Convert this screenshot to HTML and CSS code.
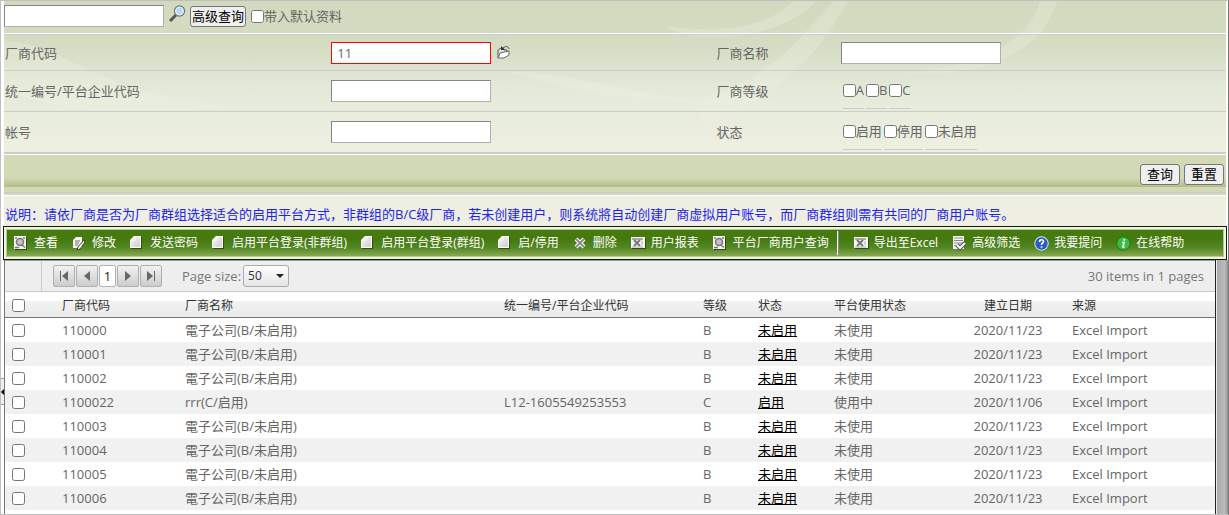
FILE: index.html
```
<!DOCTYPE html>
<html lang="zh-CN">
<head>
<meta charset="utf-8">
<title>厂商用户查询</title>
<link rel="stylesheet" href="styles.css">
</head>
<body>
<svg class="sprite" aria-hidden="true">
  <defs>
    <linearGradient id="paper" x1="0" y1="0" x2="1" y2="1"><stop offset="0" stop-color="#fff"/><stop offset="0.4" stop-color="#e6e6e6"/><stop offset="1" stop-color="#d0d0d0"/></linearGradient>
    <symbol id="i-view" viewBox="0 0 15 15"><path d="M1 1h12v13H1z" fill="#2c4a0c"/><path d="M0 0h12v13H0z" fill="#f4f4f4"/><path d="M1 1h2v2H1zM9 1h2v2H9z" fill="#999"/><circle cx="6" cy="6" r="3.500" fill="#c4c4c4" stroke="#777" stroke-width="1.500"/><path d="M8 9l3 2.500M1 11.500h4" stroke="#777" stroke-width="1.500"/></symbol>
    <symbol id="i-edit" viewBox="0 0 15 15"><path d="M4 1h6v11H1V4z" fill="#f4f4f4"/><path d="M3 5h5M3 7h4M3 9h3" stroke="#777"/><path d="M12 4L6 11l-1 3 3-1 5-7z" fill="#fff" stroke="#33480f"/></symbol>
    <symbol id="i-page" viewBox="0 0 15 15"><path d="M5 1h7v12H1V4z" fill="#30500c"/><path d="M4 0h7v12H0V4z" fill="#fff"/><path d="M4.500 1H10v10H1V4.500h3.500z" fill="url(#paper)"/></symbol>
    <symbol id="i-del" viewBox="0 0 15 15"><path d="M3 3l8 8M11 3l-8 8" stroke="#fff" stroke-width="4"/><path d="M3 3l8 8M11 3l-8 8" stroke="#8a8a8a" stroke-width="2"/></symbol>
    <symbol id="i-xls" viewBox="0 0 15 15"><path d="M1 2h14v11H1z" fill="#30500c"/><path d="M0 1h14v11H0z" fill="#f7f7f7"/><path d="M1 2h11v2H1z" fill="#aaa"/><path d="M3 4l6 6M9 4l-6 6" stroke="#777" stroke-width="2"/><path d="M10 6h2M10 8h2M1 11h11" stroke="#aaa"/></symbol>
    <symbol id="i-filter" viewBox="0 0 15 15"><path d="M1 0h11v13H1z" fill="#f4f4f4"/><path d="M2 2h9M2 4.500h9M2 7h9M2 9.500h4" stroke="#888"/><path d="M5 9l3 3 5-5" fill="none" stroke="#444" stroke-width="4"/><path d="M5 9l3 3 5-5" fill="none" stroke="#fff" stroke-width="2.200"/></symbol>
    <symbol id="i-ask" viewBox="0 0 15 15"><circle cx="7.500" cy="7.500" r="7.200" fill="#dfe8f8"/><circle cx="7.500" cy="7.500" r="6.200" fill="#2a5ccc"/><path d="M5.500 6c0-3 4-3 4-.5 0 1.500-2 1.500-2 3.500M7.500 10.200v1.500" fill="none" stroke="#fff" stroke-width="1.600"/></symbol>
    <symbol id="i-info" viewBox="0 0 15 15"><circle cx="7.500" cy="7.500" r="7.200" fill="#1f7a20"/><circle cx="7.500" cy="7.500" r="6.200" fill="#3cbc3c"/><path d="M8.500 3L8 4.800M6 6.500h2L7 11h1.500" fill="none" stroke="#fff" stroke-width="1.700"/></symbol>
  </defs>
</svg>

<div class="page">
  <div class="splitter"><span class="handle"></span></div>
  <div class="content">
    <section class="search">
      <svg class="swirl" viewBox="0 0 1222 153" preserveAspectRatio="none" aria-hidden="true">
        <path d="M660 25C730 35 770 20 790 0h22C790 25 740 42 680 34z"/>
        <path d="M690 100C770 80 800 30 830 0h14C810 60 780 90 700 125z"/>
        <path d="M900 72C980 65 1025 40 1036 0h17C1040 50 980 78 900 72z"/>
        <path d="M0 40c60 0 100 60 230 64C130 120 60 110 0 90zM500 70c60 0 110 20 200 30-80 0-130-10-200-30z"/>
      </svg>
      <form class="quick">
        <input class="text" type="text" aria-label="快速查询">
        <button class="icon-btn" type="button" aria-label="搜索">
          <svg width="17" height="17" viewBox="0 0 17 17"><path d="M1 16l6-6" stroke="#555" stroke-width="3"/><circle cx="10.500" cy="6" r="5" fill="#b8dcf6" stroke="#777" stroke-width="1.500"/><circle cx="10.500" cy="6" r="4" fill="none" stroke="#f2f2f2"/></svg>
        </button>
        <button class="btn tight" type="button">高级查询</button>
        <label class="check"><input type="checkbox">带入默认资料</label>
      </form>
      <form class="fields">
        <div class="row first">
          <label for="code">厂商代码</label>
          <div class="cell"><input class="text required" id="code" type="text" value="11">
            <button class="icon-btn" type="button" aria-label="选择厂商">
              <svg width="15" height="15" viewBox="0 0 15 15"><path d="M2 13V5l3-2h2l1 2h3v2" fill="#e5e5e5" stroke="#555"/><path d="M2 13l2-5 9-2v4l-5 3z" fill="#fff" stroke="#666"/><path d="M13 4c0-3-4-3-6-1" fill="none" stroke="#555"/><path d="M5 1v4h4z" fill="#333"/></svg>
            </button></div>
          <label for="name">厂商名称</label>
          <div class="cell"><input class="text" id="name" type="text"></div>
        </div>
        <div class="row">
          <label for="unified">统一编号/平台企业代码</label>
          <div class="cell"><input class="text" id="unified" type="text"></div>
          <span>厂商等级</span>
          <div class="cell checks"><label class="check"><input type="checkbox">A</label><label class="check"><input type="checkbox">B</label><label class="check"><input type="checkbox">C</label></div>
        </div>
        <div class="row">
          <label for="account">帐号</label>
          <div class="cell"><input class="text" id="account" type="text"></div>
          <span>状态</span>
          <div class="cell checks"><label class="check"><input type="checkbox">启用</label><label class="check"><input type="checkbox">停用</label><label class="check"><input type="checkbox">未启用</label></div>
        </div>
      </form>
    </section>
    <div class="actions"><button class="btn" type="button">查询</button><button class="btn" type="button">重置</button></div>
    <div class="band-foot"></div>
    <p class="note">说明：请依厂商是否为厂商群组选择适合的启用平台方式，非群组的B/C级厂商，若未创建用户，则系统將自动创建厂商虚拟用户账号，而厂商群组则需有共同的厂商用户账号。</p>
    <nav class="toolbar">
      <button type="button"><svg><use href="#i-view"/></svg>查看</button>
      <button type="button"><svg><use href="#i-edit"/></svg>修改</button>
      <button type="button"><svg><use href="#i-page"/></svg>发送密码</button>
      <button type="button"><svg><use href="#i-page"/></svg>启用平台登录(非群组)</button>
      <button type="button"><svg><use href="#i-page"/></svg>启用平台登录(群组)</button>
      <button type="button"><svg><use href="#i-page"/></svg>启/停用</button>
      <button type="button"><svg><use href="#i-del"/></svg>删除</button>
      <button type="button"><svg><use href="#i-xls"/></svg>用户报表</button>
      <button type="button"><svg><use href="#i-view"/></svg>平台厂商用户查询</button>
      <span class="sep"></span>
      <button type="button"><svg><use href="#i-xls"/></svg>导出至Excel</button>
      <button type="button"><svg><use href="#i-filter"/></svg>高级筛选</button>
      <button type="button"><svg><use href="#i-ask"/></svg>我要提问</button>
      <button type="button"><svg><use href="#i-info"/></svg>在线帮助</button>
    </nav>
    <div class="grid-wrap">
      <div class="grid">
        <div class="pager">
          <span class="gutter"></span>
          <div class="pages">
            <button type="button" aria-label="首页"><svg viewBox="0 0 10 10"><path d="M1 0h1v10H1zM9 0v10L3 5z"/></svg></button>
            <button type="button" aria-label="上一页"><svg viewBox="0 0 10 10"><path d="M8 0v10L2 5z"/></svg></button>
            <button type="button" class="current">1</button>
            <button type="button" aria-label="下一页"><svg viewBox="0 0 10 10"><path d="M2 0v10l6-5z"/></svg></button>
            <button type="button" aria-label="末页"><svg viewBox="0 0 10 10"><path d="M8 0h1v10H8zM1 0v10l6-5z"/></svg></button>
          </div>
          <label for="size">Page size:</label>
          <span class="select"><select id="size"><option>50</option></select></span>
          <span class="total">30 items in 1 pages</span>
        </div>
        <table>
          <colgroup><col class="c-check"><col class="c-code"><col class="c-name"><col class="c-unified"><col class="c-grade"><col class="c-state"><col class="c-use"><col class="c-date"><col class="c-source"></colgroup>
          <thead><tr><th><input type="checkbox" aria-label="全选"></th><th>厂商代码</th><th>厂商名称</th><th>统一编号/平台企业代码</th><th>等级</th><th>状态</th><th>平台使用状态</th><th class="mid">建立日期</th><th>来源</th></tr></thead>
          <tbody>
            <tr><td><input type="checkbox" aria-label="110000"></td><td>110000</td><td>電子公司(B/未启用)</td><td></td><td>B</td><td><a href="#">未启用</a></td><td>未使用</td><td class="mid">2020/11/23</td><td>Excel Import</td></tr>
            <tr><td><input type="checkbox" aria-label="110001"></td><td>110001</td><td>電子公司(B/未启用)</td><td></td><td>B</td><td><a href="#">未启用</a></td><td>未使用</td><td class="mid">2020/11/23</td><td>Excel Import</td></tr>
            <tr><td><input type="checkbox" aria-label="110002"></td><td>110002</td><td>電子公司(B/未启用)</td><td></td><td>B</td><td><a href="#">未启用</a></td><td>未使用</td><td class="mid">2020/11/23</td><td>Excel Import</td></tr>
            <tr><td><input type="checkbox" aria-label="1100022"></td><td>1100022</td><td>rrr(C/启用)</td><td>L12-1605549253553</td><td>C</td><td><a href="#">启用</a></td><td>使用中</td><td class="mid">2020/11/06</td><td>Excel Import</td></tr>
            <tr><td><input type="checkbox" aria-label="110003"></td><td>110003</td><td>電子公司(B/未启用)</td><td></td><td>B</td><td><a href="#">未启用</a></td><td>未使用</td><td class="mid">2020/11/23</td><td>Excel Import</td></tr>
            <tr><td><input type="checkbox" aria-label="110004"></td><td>110004</td><td>電子公司(B/未启用)</td><td></td><td>B</td><td><a href="#">未启用</a></td><td>未使用</td><td class="mid">2020/11/23</td><td>Excel Import</td></tr>
            <tr><td><input type="checkbox" aria-label="110005"></td><td>110005</td><td>電子公司(B/未启用)</td><td></td><td>B</td><td><a href="#">未启用</a></td><td>未使用</td><td class="mid">2020/11/23</td><td>Excel Import</td></tr>
            <tr><td><input type="checkbox" aria-label="110006"></td><td>110006</td><td>電子公司(B/未启用)</td><td></td><td>B</td><td><a href="#">未启用</a></td><td>未使用</td><td class="mid">2020/11/23</td><td>Excel Import</td></tr>
          </tbody>
        </table>
      </div>
      <div class="scrollbar"></div>
    </div>
  </div>
</div>
</body>
</html>
```
FILE: styles.css
```
* { box-sizing: border-box; }
body {
  margin: 0;
  font: 13px/18px "Open Sans", "Noto Sans CJK SC", sans-serif;
  color: #666;
  background: #fff;
}
button, input, select { font: inherit; margin: 0; }
input[type="checkbox"] { width: 13px; height: 13px; flex: none; }
.sprite { position: absolute; width: 0; height: 0; }

.page {
  display: flex;
  min-height: 100vh;
  border: 1px solid #c0c0c0;
  border-right: 1px solid #777;
}
.splitter { position: relative; width: 3px; flex: none; }
.handle {
  position: absolute;
  top: 377px;
  left: 0;
  width: 3px;
  height: 27px;
  border: solid #999;
  border-width: 1px 0;
  background: #eee;
}
.handle::after {
  content: "";
  position: absolute;
  top: 10px;
  left: 0;
  border: 3px solid transparent;
  border-left: 0;
  border-right-color: #000;
}
.content { flex: 1; min-width: 0; display: flex; flex-direction: column; }

.search { position: relative; margin-right: 2px; background: linear-gradient(#d1dabe 0, #d4dcc3 45px, #e4eada 90px, #edefe1 145px); }
.swirl { position: absolute; inset: 0; width: 100%; height: 100%; fill: #f0f2e4; opacity: 0.3; }
.quick {
  position: relative;
  display: flex;
  align-items: center;
  height: 34px;
  padding-bottom: 3px;
  border-bottom: 1px solid #ccc;
  box-shadow: inset 0 -1px #fff;
}
.text {
  width: 160px;
  height: 22px;
  padding: 1px 5px;
  border: 1px solid #b0b0b0;
  border-top-color: #858585;
  border-left-color: #858585;
  background: #fff;
  color: #666;
}
.text.required { border-color: #f00; }
.icon-btn { display: flex; padding: 0; margin: 0 5px; border: 0; background: none; }
.quick .icon-btn { padding-bottom: 6px; margin-right: 4px; }
.btn {
  height: 21px;
  padding: 0 6px;
  border: 1px solid #767676;
  border-radius: 3px;
  background: #efefef;
  color: #000;
  line-height: 18px;
  white-space: nowrap;
}
.tight { padding: 0 1px; margin-right: 5px; }
.check { display: flex; align-items: center; white-space: nowrap; }
.fields { position: relative; }
.row {
  display: grid;
  grid-template-columns: 327fr 384fr 125fr 385fr;
  align-items: center;
  height: 41px;
  border-bottom: 1px solid #ccc;
}
.row > label, .row > span { padding-left: 1px; }
.row:last-child { height: 42px; border-bottom-width: 2px; }
.row.first { height: 36px; }
.cell { display: flex; align-items: center; }
.checks { gap: 2px; padding-left: 2px; align-self: end; }
.checks .check { height: 33px; padding-bottom: 4px; margin-bottom: 2px; border-bottom: 1px solid #ccc; }

.actions {
  display: flex;
  justify-content: flex-end;
  align-items: center;
  gap: 4px;
  height: 33px;
  margin-right: 2px;
  padding: 6px 2px 0 0;
  border-top: 1px solid #fff;
  background: linear-gradient(#d2dab5 70%, #b4bd88);
}
.band-foot { height: 9px; margin-right: 2px; border-bottom: 1px solid #fff; background: linear-gradient(#d2dab5 5px, #c9c9c9 5px, #c9c9c9 6px, #d2dab5 6px); }
.note {
  margin: 0 2px 0 0;
  padding: 9px 0 3px 1px;
  background: #eeefe2;
  color: #22e;
  white-space: nowrap;
}
.toolbar {
  display: flex;
  align-items: center;
  gap: 14px;
  height: 34px;
  margin-left: -1px;
  margin-right: 1px;
  padding: 0 8px 0 10px;
  border: 1px solid #111c08;
  box-shadow: inset 0 0 0 2px #eef4dd, inset 0 0 0 3px #b5cb8b;
  background: linear-gradient(#467a10 40%, #538724 65%, #86a84f 90%);
}
.toolbar button {
  display: flex;
  align-items: center;
  gap: 5px;
  padding: 0;
  border: 0;
  background: none;
  color: #fff;
  font-size: 12px;
  white-space: nowrap;
}
.toolbar svg { width: 15px; height: 15px; flex: none; }
.sep { width: 2px; height: 24px; margin: 0 1px 0 -6px; border-left: 1px solid #fff; background: #889; }

.grid-wrap { display: flex; flex: 1; }
.grid { flex: 1; min-width: 0; border-left: 1px solid #777; border-right: 1px solid #222; }
.scrollbar { width: 12px; background: linear-gradient(90deg, #eee 1px, #aaa 1px, #bbb 9px, #909090); }
.pager {
  display: flex;
  align-items: center;
  height: 32px;
  border-top: 1px solid #999;
  border-bottom: 1px solid #c8c8c8;
  background: #eee;
  color: #777;
}
.gutter { width: 37px; height: 100%; border-right: 1px solid #ccc; }
.pages { display: flex; gap: 1px; margin: 0 20px 0 11px; }
.pages button {
  display: flex;
  align-items: center;
  justify-content: center;
  width: 22px;
  height: 22px;
  padding: 0;
  border: 1px solid #b0b0b0;
  border-radius: 2px;
  background: linear-gradient(#f2f2f2, #ccc);
  color: #222;
}
.pages .current { width: 17px; background: #fff; }
.pages svg { width: 10px; height: 10px; fill: #666; }
.select { position: relative; margin-left: 2px; }
.select select {
  display: block;
  appearance: none;
  width: 46px;
  height: 22px;
  padding: 0 4px;
  border: 1px solid #aaa;
  border-radius: 3px;
  background: linear-gradient(#fff, #e4e4e4);
  color: #333;
  font-size: 12px;
}
.select::after {
  content: "";
  position: absolute;
  top: 9px;
  right: 5px;
  border: 4px solid transparent;
  border-bottom: 0;
  border-top-color: #222;
  pointer-events: none;
}
.total { margin-left: auto; padding-right: 11px; }

table { width: 100%; table-layout: fixed; border-collapse: separate; border-spacing: 0; }
th, td { height: 24px; padding: 0 7px; text-align: left; font-weight: normal; white-space: nowrap; }
th { height: 26px; padding-top: 2px; border-bottom: 1px solid #777; background: linear-gradient(#fff 9px, #f2f2f2 9px, #eaeaea); color: #333; font-size: 12px; }
th input, td input { display: block; }
.mid { text-align: center; }
tbody tr:nth-child(even) { background: #f1f1f1; }
td a { color: #000; text-decoration: underline; }
.c-check { width: 50px; }
.c-code { width: 123px; }
.c-name { width: 319px; }
.c-unified { width: 199px; }
.c-grade { width: 55px; }
.c-state { width: 76px; }
.c-use { width: 124px; }
.c-date { width: 114px; }
.c-source { width: 150px; }
```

+++

# Work to complete
Where a line holds the string "code", copy that line.

# Reply
Convert this screenshot to HTML and CSS code.
          <label for="code">厂商代码</label>
          <div class="cell"><input class="text required" id="code" type="text" value="11">
          <colgroup><col class="c-check"><col class="c-code"><col class="c-name"><col class="c-unified"><col class="c-grade"><col class="c-state"><col class="c-use"><col class="c-date"><col class="c-source"></colgroup>
.c-code { width: 123px; }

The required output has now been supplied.